Current U.S. standards (ASTM C618) specifically require that fly ash used in concrete come from coal combustion, which formally excludes wood ash from commercial concrete production. This doesn’t prevent you from using it in personal projects, but it means there’s no official grading system or quality guarantee for wood ash as a construction material.
Safety Precautions
Wood ash is strongly alkaline. Wet wood ash typically registers a pH between 11 and 12.4, which is comparable to ammonia or strong soap and high enough to cause chemical burns on prolonged skin contact. Wear waterproof gloves and eye protection when mixing. A dust mask is essential during the dry sifting and mixing stages, since fine ash particles irritate the lungs and the alkalinity can damage mucous membranes.
Work outdoors or in a well-ventilated space. When adding water to the mix, do so gently to avoid sending up clouds of dry ash. If ash contacts your skin, rinse immediately with water. Keep vinegar nearby as a quick acid rinse for any skin irritation, since it helps neutralize the alkalinity.

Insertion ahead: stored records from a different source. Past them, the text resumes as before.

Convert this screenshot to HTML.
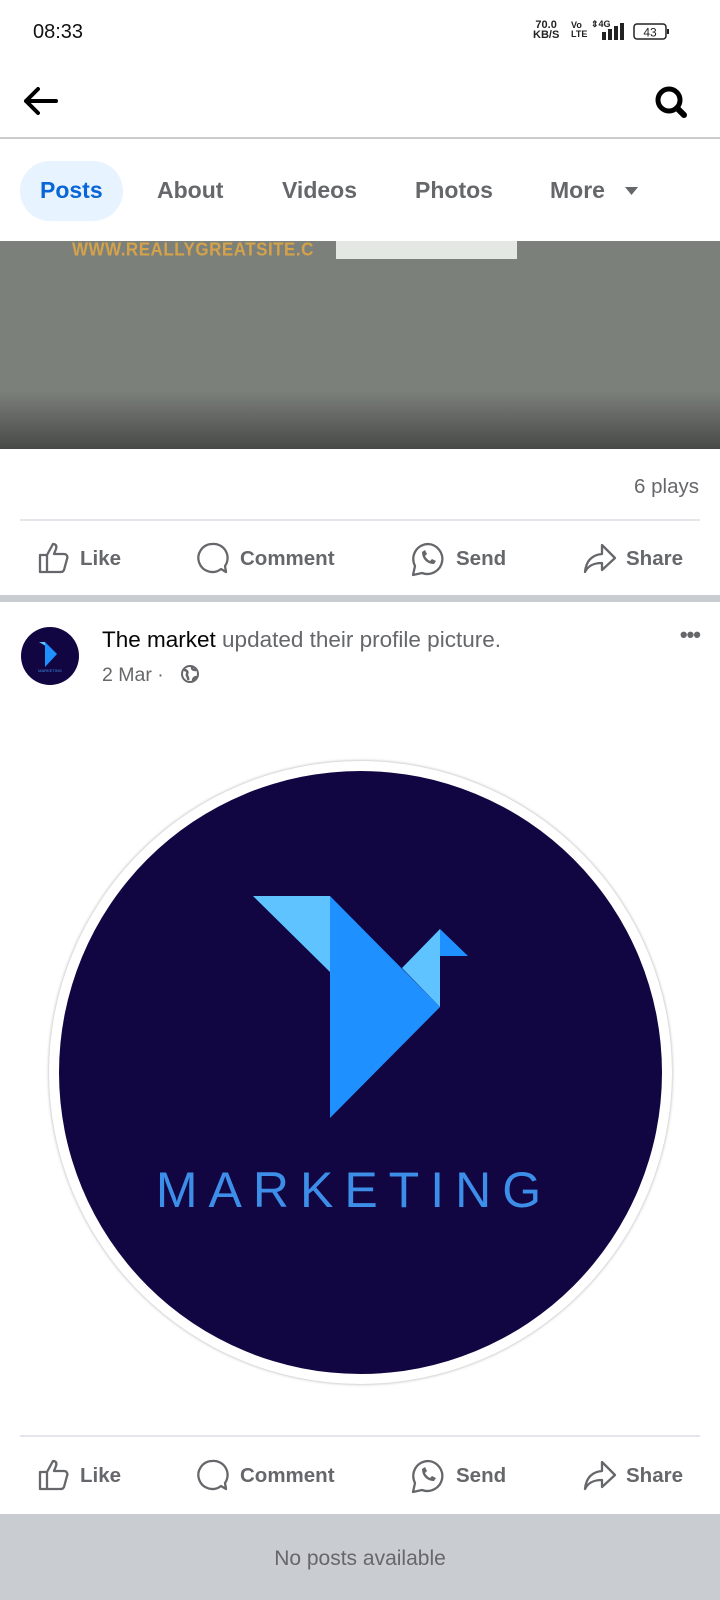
<!DOCTYPE html>
<html><head><meta charset="utf-8"><style>
*{margin:0;padding:0;box-sizing:border-box}
body{width:720px;height:1600px;background:#fff;font-family:"Liberation Sans",sans-serif;position:relative;overflow:hidden;color:#65676b}
.a{position:absolute}
.tab{position:absolute;top:177px;font-size:23px;font-weight:bold;color:#65676b}
.act{position:absolute;font-size:20.5px;font-weight:bold;color:#65676b}
</style></head><body>
<div class="a" style="left:33px;top:21px;font-size:20px;color:#111">08:33</div>
<div class="a" style="left:533px;top:20px;font-size:11px;line-height:10px;color:#222;font-weight:bold;text-align:center">70.0<br>KB/S</div>
<div class="a" style="left:571px;top:21px;font-size:9px;line-height:9px;color:#222;font-weight:bold">Vo<br>LTE</div>
<div class="a" style="left:591px;top:19px;font-size:9px;color:#222;font-weight:bold">⇕4G</div>
<svg class="a" style="left:600px;top:22px" width="28" height="20"><rect x="2" y="10" width="4" height="8" fill="#222"/><rect x="8" y="7" width="4" height="11" fill="#222"/><rect x="14" y="4" width="4" height="14" fill="#222"/><rect x="20" y="1" width="4" height="17" fill="#222"/></svg>
<svg class="a" style="left:633px;top:22px" width="38" height="20"><rect x="1" y="2" width="32" height="15" rx="3" fill="none" stroke="#222" stroke-width="1.5"/><rect x="34" y="7" width="2" height="5" fill="#222"/><text x="17" y="14.5" font-size="12" text-anchor="middle" fill="#222" font-family="Liberation Sans">43</text></svg>
<svg class="a" style="left:20px;top:84px" width="42" height="34"><path d="M36 17H6M18 5L6 17l12 12" stroke="#000" stroke-width="4" fill="none" stroke-linecap="round" stroke-linejoin="round"/></svg>
<svg class="a" style="left:652px;top:84px" width="40" height="38"><circle cx="17" cy="16" r="11" stroke="#000" stroke-width="5" fill="none"/><path d="M25 24l7 7" stroke="#000" stroke-width="6" stroke-linecap="round"/></svg>
<div class="a" style="left:0;top:137px;width:720px;height:2px;background:#ccc"></div>
<div class="a" style="left:20px;top:161px;width:103px;height:60px;border-radius:30px;background:#e7f3ff"></div>
<div class="tab" style="left:40px;color:#0866d6">Posts</div>
<div class="tab" style="left:157px">About</div>
<div class="tab" style="left:282px">Videos</div>
<div class="tab" style="left:415px">Photos</div>
<div class="tab" style="left:550px">More</div>
<svg class="a" style="left:624px;top:185px" width="16" height="12"><path d="M1 2h13L7.5 10z" fill="#65676b"/></svg>
<div class="a" style="left:0;top:241px;width:720px;height:208px;background:linear-gradient(#7c807b 0,#7c807b 150px,#5c5f5b 185px,#484a47 208px)"></div>
<div class="a" style="left:72px;top:240px;font-size:17px;font-weight:bold;color:#d4a24a;letter-spacing:0.5px;transform:scaleY(1.1)">WWW.REALLYGREATSITE.C</div>
<div class="a" style="left:336px;top:241px;width:181px;height:18px;background:#e3e8e2"></div>
<div class="a" style="right:21px;top:475px;font-size:20.5px">6 plays</div>
<div class="a" style="left:20px;top:519px;width:680px;height:2px;background:#e4e6eb"></div>
<div class="a" style="left:0;top:595px;width:720px;height:7px;background:#c9ccd1"></div>
<div class="a" style="left:21px;top:627px;width:58px;height:58px;border-radius:50%;background:#120642"></div>
<svg class="a" style="left:21px;top:627px" width="58" height="58"><path d="M18 15h6l4 6z" fill="#5fc3ff"/><path d="M24 15l12 12-12 13z" fill="#1e90ff"/><text x="29" y="45" font-size="4" fill="#3c8ee8" text-anchor="middle" font-family="Liberation Sans">MARKETING</text></svg>
<div class="a" style="left:102px;top:627px;font-size:22.5px;color:#65676b"><span style="color:#050505">The market</span> updated their profile picture.</div>
<div class="a" style="left:102px;top:664px;font-size:19.5px">2 Mar · </div>
<svg class="a" style="left:180px;top:664px" width="20" height="20"><circle cx="10" cy="10" r="8" fill="none" stroke="#65676b" stroke-width="2"/><path d="M4 6c3 0 4 2 3 4s2 3 1 6M12 3c0 3 2 3 4 3M13 17c0-3 2-4 4-4" stroke="#65676b" stroke-width="2.5" fill="none"/></svg>
<div class="a" style="right:20px;top:622px;font-size:22px;letter-spacing:-1px;color:#65676b;font-weight:bold">•••</div>
<div class="a" style="left:49px;top:761px;width:623px;height:623px;border-radius:50%;background:#fff;box-shadow:0 0 3px rgba(0,0,0,.35)"></div>
<div class="a" style="left:59px;top:771px;width:603px;height:603px;border-radius:50%;background:#120642"></div>
<svg class="a" style="left:0;top:0" width="720" height="1600">
<polygon points="253,896 330,896 330,972" fill="#5fc3ff"/>
<polygon points="330,896 440,1007 330,1118" fill="#1e90ff"/>
<polygon points="402,968 440,929 440,1007" fill="#5fc3ff"/>
<polygon points="440,929 468,956 440,956" fill="#1e90ff"/>
<text x="354" y="1207" font-size="50" fill="#3c8ee8" text-anchor="middle" letter-spacing="11" font-family="Liberation Sans">MARKETING</text>
</svg>
<div class="a" style="left:20px;top:1435px;width:680px;height:2px;background:#e4e6eb"></div>
<div class="a" style="left:0;top:1514px;width:720px;height:86px;background:#c9ccd1"></div>
<div class="a" style="left:0;top:1547px;width:720px;text-align:center;font-size:21px;color:#65676b">No posts available</div>
<script>
var s='<svg class="a" style="left:37px;top:T1px" width="36" height="34"><path d="M3 14h7v17H3zM10 14l6-11c3 0 4 2 3 5l-2 5h10c3 0 4 3 3 5l-3 11c-1 2-2 2-4 2H10" stroke="#65676b" stroke-width="2.3" fill="none" stroke-linejoin="round"/></svg><div class="act" style="left:80px;top:T2px">Like</div>'+
'<svg class="a" style="left:195px;top:T1px" width="36" height="36"><path d="M17 3a14 14 0 1 0 9 25l5 3-1-6A14 14 0 0 0 17 3z" stroke="#65676b" stroke-width="2.3" fill="none" stroke-linejoin="round"/></svg><div class="act" style="left:240px;top:T2px">Comment</div>'+
'<svg class="a" style="left:410px;top:T1px" width="38" height="38"><path d="M18 3a15 15 0 0 0-13 22l-2 9 9-2A15 15 0 1 0 18 3z" stroke="#65676b" stroke-width="2.3" fill="none" stroke-linejoin="round"/><path d="M12 11c0 7 5 12 12 12l2-3-4-2-2 2c-2-1-4-3-5-5l2-2-2-4z" fill="#65676b"/></svg><div class="act" style="left:456px;top:T2px">Send</div>'+
'<svg class="a" style="left:582px;top:T1px" width="36" height="34"><path d="M20 4l13 13-13 12v-7C11 22 6 25 3 31c1-10 6-17 17-18z" stroke="#65676b" stroke-width="2.3" fill="none" stroke-linejoin="round"/></svg><div class="act" style="left:626px;top:T2px">Share</div>';
function put(y){document.body.insertAdjacentHTML('beforeend',s.replace(/T1/g,y-17).replace(/T2/g,y-11));}
put(558);put(1475);
</script>
</body></html>
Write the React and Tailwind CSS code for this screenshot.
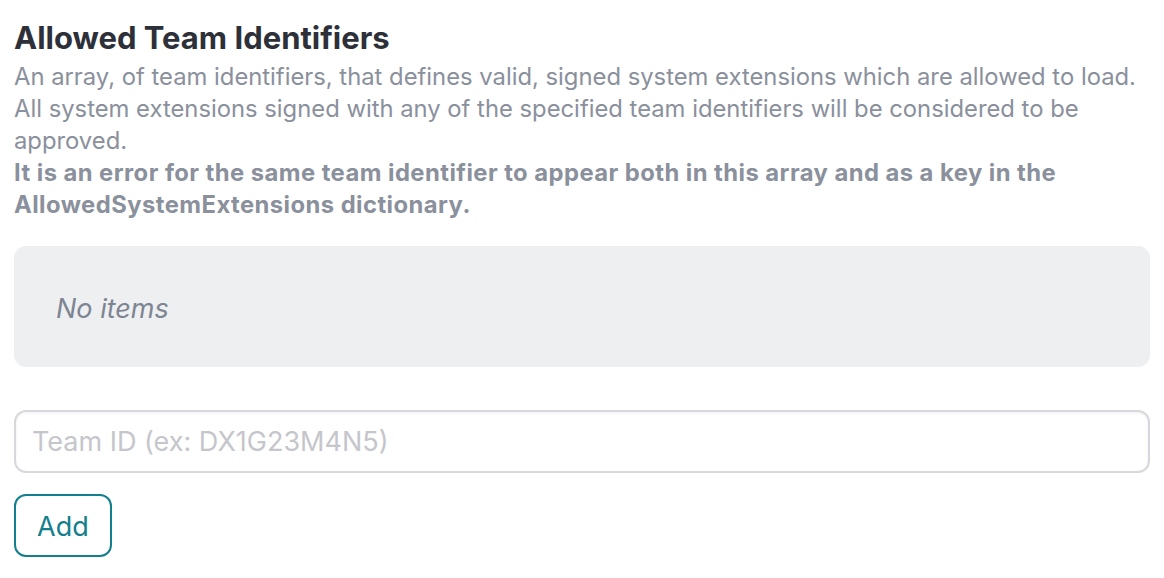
export default function App() {
  return (
    <div className="min-h-screen bg-white px-[14px] pt-[18px] font-['Inter',sans-serif]">
      <h2 className="text-[31px] font-bold leading-[40px] text-[#2d3038]">Allowed Team Identifiers</h2>
      <div className="mt-[3px] text-[23.8px] leading-[32px] text-[#8a909c]">
        <p>
          An array, of team identifiers, that defines valid, signed system extensions which are allowed to load.
          All system extensions signed with any of the specified team identifiers will be considered to be
          approved.
        </p>
        <p className="font-bold tracking-[0.45px]">
          It is an error for the same team identifier to appear both in this array and as a key in the
          AllowedSystemExtensions dictionary.
        </p>
      </div>
      <div className="mt-[25px] flex h-[121px] items-center rounded-[12px] bg-[#eeeff1] px-[42px]">
        <span className="mt-[5px] text-[27px] italic text-[#7d8593]">No items</span>
      </div>
      <input
        className="mt-[43px] block h-[63px] w-full rounded-[12px] border-2 border-[#d8d7dc] px-[16px] text-[27px] text-[#2c2e35] shadow-[inset_0_1px_3px_rgba(0,0,0,0.06)] outline-none placeholder:text-[#c5c6cb]"
        placeholder="Team ID (ex: DX1G23M4N5)"
      />
      <button className="mt-[21px] h-[63px] rounded-[12px] border-2 border-[#137f8d] px-[21px] pt-[3px] text-[27px] text-[#137f8d]">
        Add
      </button>
    </div>
  );
}
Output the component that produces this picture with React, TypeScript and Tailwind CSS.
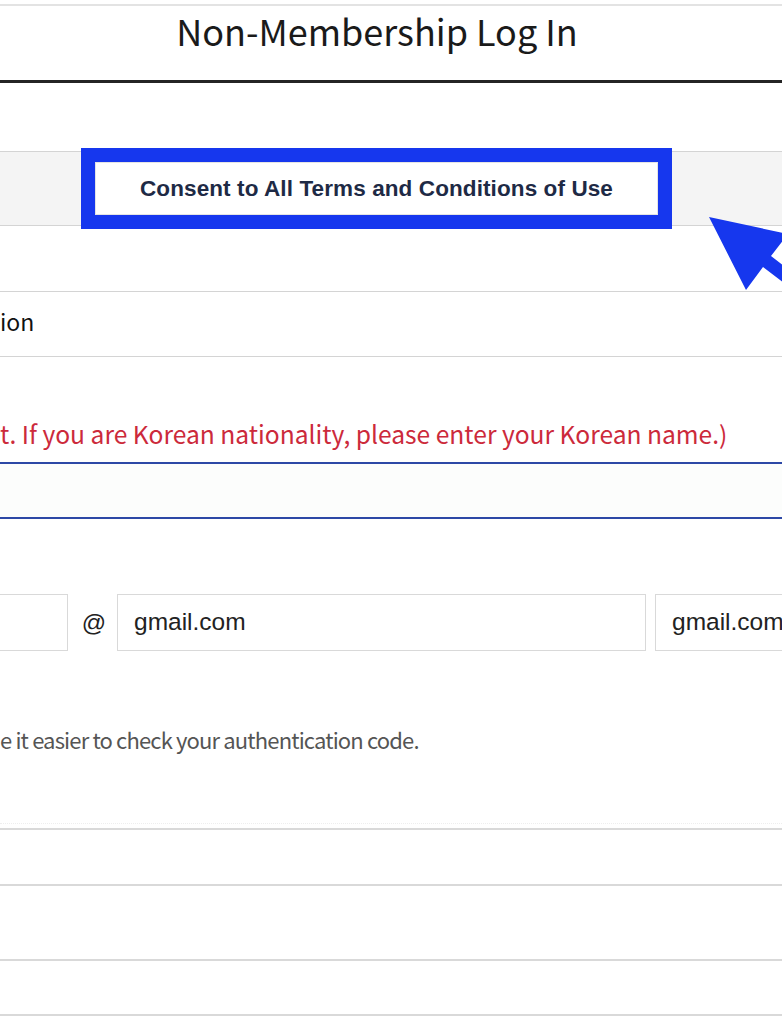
import React from 'react';

const sans = { fontFamily: '"Noto Sans CJK KR", "Noto Sans", sans-serif' };
const arial = { fontFamily: '"Liberation Sans", Arial, sans-serif' };

function Arrow() {
  return (
    <svg className="absolute left-0 top-0 pointer-events-none" width="782" height="1032" viewBox="0 0 782 1032">
      <polygon
        points="709,217 788,234 771,256 831,302 823,313 763,267 746,290"
        fill="#1637ee"
      />
    </svg>
  );
}

export default function App() {
  return (
    <div className="relative w-[782px] h-[1032px] overflow-hidden bg-white" style={sans}>
      <div className="mt-[4px] h-[2px] bg-[#e3e3e3]" />
      <div className="h-[74px] pr-[28px] text-center">
        <h1 className="text-[36px] leading-[48px] text-[#1a1a1a]">Non-Membership Log In</h1>
      </div>
      <div className="h-[3px] bg-[#242424]" />

      <div className="mt-[68px] h-[75px] border-y border-[#d4d4d4] bg-[#f4f4f4] flex items-center">
        <button
          type="button"
          className="ml-[95px] w-[563px] h-[53px] bg-white border border-[#e4e4e4] outline-[14px] outline-solid outline-[#1637ee] flex items-center justify-center"
        >
          <span className="text-[22.5px] font-bold tracking-[0.1px] text-[#1e2a45]" style={arial}>
            Consent to All Terms and Conditions of Use
          </span>
        </button>
      </div>

      <div className="mt-[65px] h-[66px] border-y border-[#d4d4d4] flex items-center">
        <span className="text-[23px] leading-[30px] text-[#111] -mt-[6px]">ion</span>
      </div>

      <p className="mt-[61px] text-[24.6px] leading-[30px] text-[#cc2a3b] whitespace-nowrap">
        t. If you are Korean nationality, please enter your Korean name.)
      </p>

      <div className="mt-[14px] h-[57px] border-y-2 border-[#2d48a6] bg-[#fcfdfc]" />

      <div className="mt-[75px] flex items-center h-[57px]">
        <div className="w-[68px] shrink-0 h-full border-y border-r border-[#d9d9d9]" />
        <div className="w-[49px] shrink-0 text-center text-[24px] pl-[3px] text-[#222]" style={arial}>
          @
        </div>
        <div className="w-[529px] shrink-0 h-full border border-[#d9d9d9] flex items-center pl-[16px] text-[24.5px] text-[#222]" style={arial}>
          gmail.com
        </div>
        <div className="ml-[9px] w-[160px] shrink-0 h-full border border-[#d9d9d9] flex items-center pl-[16px] text-[24.5px] text-[#222]" style={arial}>
          gmail.com
        </div>
      </div>

      <p className="mt-[73px] text-[22px] leading-[30px] tracking-[-0.85px] text-[#555] whitespace-nowrap">
        e it easier to check your authentication code.
      </p>

      <div className="mt-[69px] border-t border-dotted border-[#eeeeee]" />
      <div className="mt-[4px] h-[2px] bg-[#d9d9d9]" />
      <div className="mt-[54px] h-[2px] bg-[#d9d9d9]" />
      <div className="mt-[73px] h-[2px] bg-[#d9d9d9]" />
      <div className="mt-[53px] h-[2px] bg-[#d9d9d9]" />

      <Arrow />
    </div>
  );
}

One additional concern: leaching tests on wood waste ash have found that arsenic, chromium, copper, zinc, and iron can leach out when exposed to acidic water, such as rainfall in humid climates. Arsenic showed the highest leachability of these metals. This is most relevant if your project will be in constant contact with soil or groundwater. For raised garden beds, food-contact surfaces, or cisterns, wood ash cement is not a good choice. For mortaring a stone wall, patching outdoor masonry, or building a fire pit, the risk is minimal since the metals remain locked in the alkaline matrix under normal conditions.